[LINK] Canada demolishes parody websites, climate policy unchanged

Stilgherrian stil at stilgherrian.com
Wed Dec 30 08:51:19 AEDT 2009


The Yes Men's announcement is at:
http://theyesmen.org/canadareacts

On 30/12/2009, at 7:50 AM, Jon Seymour wrote:
> * it looks like the _German_ ISP made the mistake of knocking out the
> entire block

Cock-up rather than conspiracy, but it does demonstrate the risk to 4500 unrelated businesses and other entities from a single mistake. A highly networked world with big data centres means one mistake can have massive consequences. When constructing policies, the risk assessment of "getting it wrong" needs to consider this scale of potential impact, not just that one business or entity could be affected by the mistake.
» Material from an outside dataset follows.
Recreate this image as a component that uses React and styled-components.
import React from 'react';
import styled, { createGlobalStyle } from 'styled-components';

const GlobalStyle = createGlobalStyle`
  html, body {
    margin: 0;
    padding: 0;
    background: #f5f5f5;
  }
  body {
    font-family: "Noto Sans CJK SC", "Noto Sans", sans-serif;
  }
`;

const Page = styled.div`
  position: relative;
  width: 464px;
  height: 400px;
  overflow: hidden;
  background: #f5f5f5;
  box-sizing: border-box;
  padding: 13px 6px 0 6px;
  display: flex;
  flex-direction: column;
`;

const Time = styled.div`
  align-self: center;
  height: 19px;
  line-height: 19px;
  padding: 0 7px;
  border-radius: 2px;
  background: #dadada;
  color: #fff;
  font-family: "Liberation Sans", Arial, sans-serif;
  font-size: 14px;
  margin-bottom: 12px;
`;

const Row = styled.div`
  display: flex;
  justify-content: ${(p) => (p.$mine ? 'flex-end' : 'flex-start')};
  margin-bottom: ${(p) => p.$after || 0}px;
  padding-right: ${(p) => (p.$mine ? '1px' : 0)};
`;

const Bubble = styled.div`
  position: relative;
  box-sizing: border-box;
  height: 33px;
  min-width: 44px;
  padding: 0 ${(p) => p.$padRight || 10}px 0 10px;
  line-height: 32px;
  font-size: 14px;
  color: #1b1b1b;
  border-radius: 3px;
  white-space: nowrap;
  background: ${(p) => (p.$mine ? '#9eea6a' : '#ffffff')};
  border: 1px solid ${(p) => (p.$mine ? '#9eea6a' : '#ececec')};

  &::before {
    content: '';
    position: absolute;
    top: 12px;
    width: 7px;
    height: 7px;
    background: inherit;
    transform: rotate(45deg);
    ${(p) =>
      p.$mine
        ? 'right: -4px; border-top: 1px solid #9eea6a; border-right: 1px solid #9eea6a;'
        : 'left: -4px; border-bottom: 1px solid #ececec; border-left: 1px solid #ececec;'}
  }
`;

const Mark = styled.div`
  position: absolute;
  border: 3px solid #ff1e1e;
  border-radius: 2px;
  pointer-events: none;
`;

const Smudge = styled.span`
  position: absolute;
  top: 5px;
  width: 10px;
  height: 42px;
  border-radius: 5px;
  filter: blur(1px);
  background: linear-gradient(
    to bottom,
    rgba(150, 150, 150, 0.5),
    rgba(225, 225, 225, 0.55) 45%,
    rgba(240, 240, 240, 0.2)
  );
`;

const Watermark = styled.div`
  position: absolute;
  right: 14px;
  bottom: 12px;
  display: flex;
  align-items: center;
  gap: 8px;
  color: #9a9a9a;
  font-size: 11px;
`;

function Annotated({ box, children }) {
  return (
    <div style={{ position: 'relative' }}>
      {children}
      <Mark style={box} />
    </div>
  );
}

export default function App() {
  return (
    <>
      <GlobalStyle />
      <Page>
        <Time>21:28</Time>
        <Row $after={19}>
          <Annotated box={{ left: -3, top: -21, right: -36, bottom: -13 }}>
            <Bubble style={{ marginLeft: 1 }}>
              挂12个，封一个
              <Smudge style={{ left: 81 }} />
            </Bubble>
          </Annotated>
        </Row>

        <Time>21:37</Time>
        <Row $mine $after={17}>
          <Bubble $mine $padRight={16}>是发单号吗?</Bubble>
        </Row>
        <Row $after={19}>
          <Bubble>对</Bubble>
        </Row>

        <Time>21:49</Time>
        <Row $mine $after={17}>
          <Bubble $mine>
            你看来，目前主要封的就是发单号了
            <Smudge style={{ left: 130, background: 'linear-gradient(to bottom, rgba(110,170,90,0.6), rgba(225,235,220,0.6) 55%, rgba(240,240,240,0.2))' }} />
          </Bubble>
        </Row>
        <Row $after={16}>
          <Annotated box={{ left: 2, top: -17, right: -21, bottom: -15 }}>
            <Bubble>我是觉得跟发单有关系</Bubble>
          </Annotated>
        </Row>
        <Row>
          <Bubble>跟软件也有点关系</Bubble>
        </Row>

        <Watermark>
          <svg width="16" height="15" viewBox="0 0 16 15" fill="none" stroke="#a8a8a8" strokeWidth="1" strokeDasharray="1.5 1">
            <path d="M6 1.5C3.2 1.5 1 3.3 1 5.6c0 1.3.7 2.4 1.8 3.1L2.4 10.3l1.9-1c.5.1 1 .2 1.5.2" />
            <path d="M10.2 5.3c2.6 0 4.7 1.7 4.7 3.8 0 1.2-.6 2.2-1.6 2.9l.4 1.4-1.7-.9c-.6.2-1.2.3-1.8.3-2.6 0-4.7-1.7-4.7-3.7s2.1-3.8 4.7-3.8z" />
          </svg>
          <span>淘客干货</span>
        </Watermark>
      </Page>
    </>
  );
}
What error rates are actually acceptable in this environment? Very, very tiny ones, I'd suggest.


> * the Canadian government has no formal authority over the German ISP
> (except perhaps a commercial relationship)
> 
> I do not think there is any suggestion the German government pressured
> the German ISP on the Canadian government's request.
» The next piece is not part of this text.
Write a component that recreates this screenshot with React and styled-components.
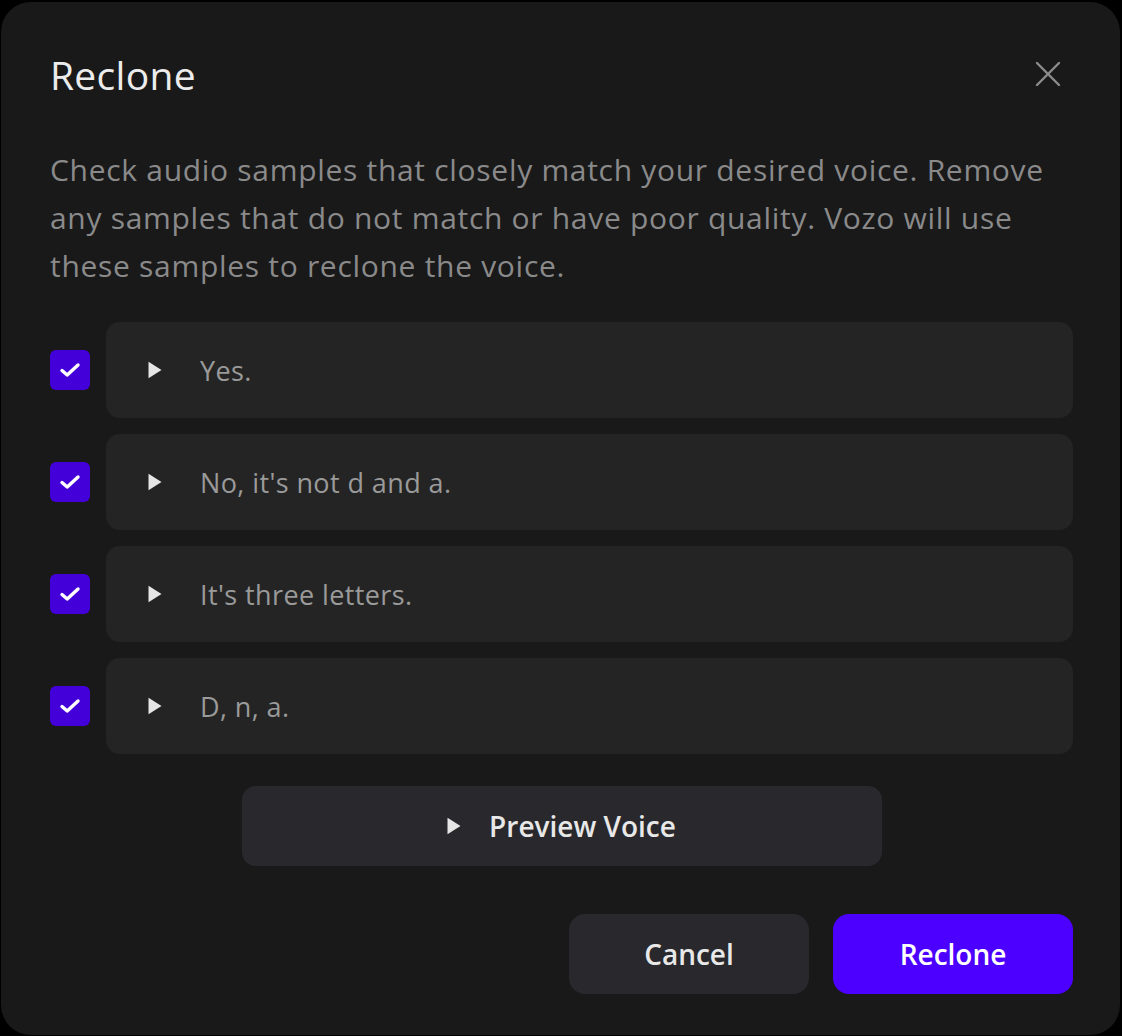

Nevertheless, when you get a communication on a government's letterhead, it's very easy to imagine terrible consequences if you don't respond -- even if there's precisely zero jurisdiction. 
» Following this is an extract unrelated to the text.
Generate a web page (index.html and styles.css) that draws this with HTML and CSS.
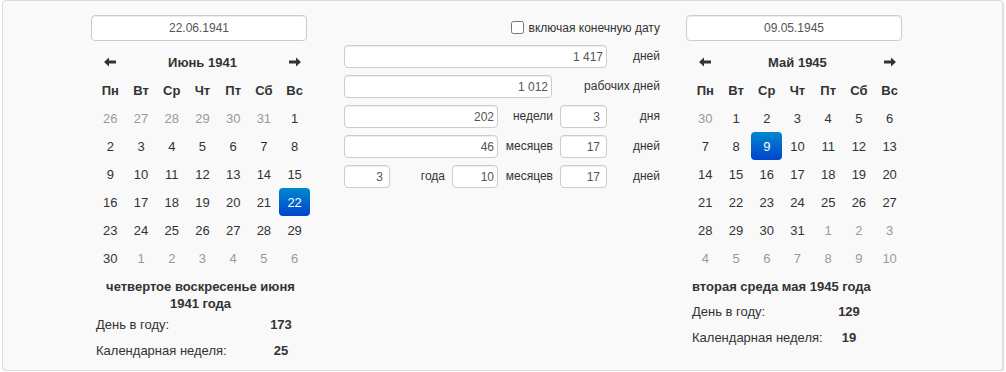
FILE: index.html
```html
<!DOCTYPE html>
<html lang="ru">
<head>
    <meta charset="UTF-8">
    <meta name="viewport" content="width=device-width, initial-scale=1.0">
    <title>Калькулятор дат</title>
    <link rel="stylesheet" href="styles.css">
</head>
<body>
    <div class="calc-panel">
        <!-- start date -->
        <div class="date-column">
            <input class="date-input" type="text" value="22.06.1941" readonly>
            <table class="calendar">
                <thead>
                    <tr class="cal-nav">
                        <th><svg class="arrow" viewBox="0 0 12 10"><path d="M0 5 L5 0.5 L5 3.5 L12 3.5 L12 6.5 L5 6.5 L5 9.5 Z"/></svg></th>
                        <th colspan="5" class="cal-title">Июнь 1941</th>
                        <th><svg class="arrow" viewBox="0 0 12 10"><path d="M12 5 L7 0.5 L7 3.5 L0 3.5 L0 6.5 L7 6.5 L7 9.5 Z"/></svg></th>
                    </tr>
                    <tr class="cal-days">
                        <th>Пн</th><th>Вт</th><th>Ср</th><th>Чт</th><th>Пт</th><th>Сб</th><th>Вс</th>
                    </tr>
                </thead>
                <tbody>
                    <tr><td class="muted">26</td><td class="muted">27</td><td class="muted">28</td><td class="muted">29</td><td class="muted">30</td><td class="muted">31</td><td>1</td></tr>
                    <tr><td>2</td><td>3</td><td>4</td><td>5</td><td>6</td><td>7</td><td>8</td></tr>
                    <tr><td>9</td><td>10</td><td>11</td><td>12</td><td>13</td><td>14</td><td>15</td></tr>
                    <tr><td>16</td><td>17</td><td>18</td><td>19</td><td>20</td><td>21</td><td class="active">22</td></tr>
                    <tr><td>23</td><td>24</td><td>25</td><td>26</td><td>27</td><td>28</td><td>29</td></tr>
                    <tr><td>30</td><td class="muted">1</td><td class="muted">2</td><td class="muted">3</td><td class="muted">4</td><td class="muted">5</td><td class="muted">6</td></tr>
                </tbody>
            </table>
            <div class="stats stats-left">
                <div class="stats-desc">четвертое воскресенье июня 1941 года</div>
                <div class="stats-label">День в году:</div>
                <div class="stats-value">173</div>
                <div class="stats-label">Календарная неделя:</div>
                <div class="stats-value">25</div>
            </div>
        </div>

        <!-- difference -->
        <div class="diff-column">
            <label class="include-end">
                <input type="checkbox">
                включая конечную дату
            </label>
            <div class="diff-grid">
                <input class="num span-5" type="text" value="1 417" readonly>
                <span class="unit last">дней</span>

                <input class="num span-4 gap-right" type="text" value="1 012" readonly>
                <span class="unit last span-2">рабочих дней</span>

                <input class="num span-3" type="text" value="202" readonly>
                <span class="unit">недели</span>
                <input class="num wide-pad" type="text" value="3" readonly>
                <span class="unit last">дня</span>

                <input class="num span-3" type="text" value="46" readonly>
                <span class="unit">месяцев</span>
                <input class="num wide-pad" type="text" value="17" readonly>
                <span class="unit last">дней</span>

                <input class="num wide-pad" type="text" value="3" readonly>
                <span class="unit">года</span>
                <input class="num" type="text" value="10" readonly>
                <span class="unit">месяцев</span>
                <input class="num wide-pad" type="text" value="17" readonly>
                <span class="unit last">дней</span>
            </div>
        </div>

        <!-- end date -->
        <div class="date-column">
            <input class="date-input" type="text" value="09.05.1945" readonly>
            <table class="calendar">
                <thead>
                    <tr class="cal-nav">
                        <th><svg class="arrow" viewBox="0 0 12 10"><path d="M0 5 L5 0.5 L5 3.5 L12 3.5 L12 6.5 L5 6.5 L5 9.5 Z"/></svg></th>
                        <th colspan="5" class="cal-title">Май 1945</th>
                        <th><svg class="arrow" viewBox="0 0 12 10"><path d="M12 5 L7 0.5 L7 3.5 L0 3.5 L0 6.5 L7 6.5 L7 9.5 Z"/></svg></th>
                    </tr>
                    <tr class="cal-days">
                        <th>Пн</th><th>Вт</th><th>Ср</th><th>Чт</th><th>Пт</th><th>Сб</th><th>Вс</th>
                    </tr>
                </thead>
                <tbody>
                    <tr><td class="muted">30</td><td>1</td><td>2</td><td>3</td><td>4</td><td>5</td><td>6</td></tr>
                    <tr><td>7</td><td>8</td><td class="active">9</td><td>10</td><td>11</td><td>12</td><td>13</td></tr>
                    <tr><td>14</td><td>15</td><td>16</td><td>17</td><td>18</td><td>19</td><td>20</td></tr>
                    <tr><td>21</td><td>22</td><td>23</td><td>24</td><td>25</td><td>26</td><td>27</td></tr>
                    <tr><td>28</td><td>29</td><td>30</td><td>31</td><td class="muted">1</td><td class="muted">2</td><td class="muted">3</td></tr>
                    <tr><td class="muted">4</td><td class="muted">5</td><td class="muted">6</td><td class="muted">7</td><td class="muted">8</td><td class="muted">9</td><td class="muted">10</td></tr>
                </tbody>
            </table>
            <div class="stats stats-right">
                <div class="stats-desc">вторая среда мая 1945 года</div>
                <div class="stats-label">День в году:</div>
                <div class="stats-value">129</div>
                <div class="stats-label">Календарная неделя:</div>
                <div class="stats-value">19</div>
            </div>
        </div>
    </div>
</body>
</html>
```

FILE: styles.css
```css
body {
    margin: 0;
    background: #fff;
    font-family: "Liberation Sans", Arial, sans-serif;
    color: #333;
}
.calc-panel {
    display: flex;
    align-items: flex-start;
    box-sizing: border-box;
    width: 1001px;
    height: 371px;
    margin-left: 2px;
    padding: 14px 0 0 88px;
    background: #f9f9f9;
    border: 1px solid #dcdcdc;
    border-radius: 4px;
    box-shadow: 1px 1px 2px rgba(0, 0, 0, 0.15);
}
.date-column {
    width: 220px;
}
.date-column + .diff-column {
    margin-left: 33px;
}
.diff-column + .date-column {
    margin-left: 26px;
}
.date-input {
    display: block;
    box-sizing: border-box;
    width: 216px;
    height: 26px;
    margin: 0 0 7px 0;
    padding: 0 6px;
    font-family: "Liberation Sans", Arial, sans-serif;
    font-size: 12px;
    color: #555;
    text-align: center;
    background: #fff;
    border: 1px solid #ccc;
    border-radius: 4px;
    box-shadow: inset 0 1px 1px rgba(0, 0, 0, 0.075);
    outline: none;
}
.calendar {
    width: 215px;
    margin-left: 4px;
    table-layout: fixed;
    border-collapse: separate;
    border-spacing: 0;
    font-size: 13px;
}
.calendar th,
.calendar td {
    height: 28px;
    padding: 0;
    text-align: center;
}
.calendar th {
    font-weight: bold;
}
.calendar td.muted {
    color: #999;
}
.calendar td.active {
    color: #fff;
    background-image: linear-gradient(to bottom, #0088cc, #0044cc);
    border-radius: 4px;
}
.arrow {
    display: block;
    width: 12px;
    height: 10px;
    margin: 0 auto;
    fill: #333;
}
.stats {
    display: grid;
    margin-top: 6px;
    font-size: 13px;
}
.stats-left {
    grid-template-columns: 161px 48px;
    margin-left: 5px;
}
.stats-right {
    grid-template-columns: 136px 42px;
    margin-left: 6px;
}
.stats-desc {
    grid-column: 1 / 3;
    line-height: 17px;
    font-weight: bold;
    text-align: center;
}
.stats-right .stats-desc {
    padding-bottom: 4px;
    text-align: left;
    white-space: nowrap;
}
.stats-label,
.stats-value {
    line-height: 26px;
}
.stats-value {
    font-weight: bold;
    text-align: center;
}
.diff-column {
    width: 316px;
}
.include-end {
    display: flex;
    align-items: center;
    justify-content: flex-end;
    height: 25px;
    margin-bottom: 5px;
    font-size: 12px;
}
.include-end input {
    width: 13px;
    height: 13px;
    margin: 0 5px 0 0;
}
.diff-grid {
    display: grid;
    grid-template-columns: 46px 62px 46px 62px 47px 53px;
    grid-auto-rows: 23px;
    row-gap: 7px;
}
.num {
    box-sizing: border-box;
    width: 100%;
    height: 23px;
    margin: 0;
    padding: 0 3px 0 4px;
    font-family: "Liberation Sans", Arial, sans-serif;
    font-size: 12px;
    color: #555;
    text-align: right;
    background: #fff;
    border: 1px solid #ccc;
    border-radius: 4px;
    box-shadow: inset 0 1px 1px rgba(0, 0, 0, 0.075);
    outline: none;
}
.num.wide-pad {
    padding-right: 6px;
}
.num.gap-right {
    width: auto;
    margin-right: 8px;
}
.span-2 {
    grid-column: span 2;
}
.span-3 {
    grid-column: span 3;
}
.span-4 {
    grid-column: span 4;
}
.span-5 {
    grid-column: span 5;
}
.unit {
    padding-right: 7px;
    font-size: 12px;
    line-height: 23px;
    text-align: right;
}
.unit.last {
    padding-right: 0;
}
```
Let's turn it around. Your Australian hosting company gets a polite but stern communication from the US State Department. How likely is it that they'll tell them to sod off?

Now there's nothing wrong with a government sending a request. Indeed, it seems more polite than some other methods.

But this does show that a modern Western democracy is perfectly prepared to silence critics.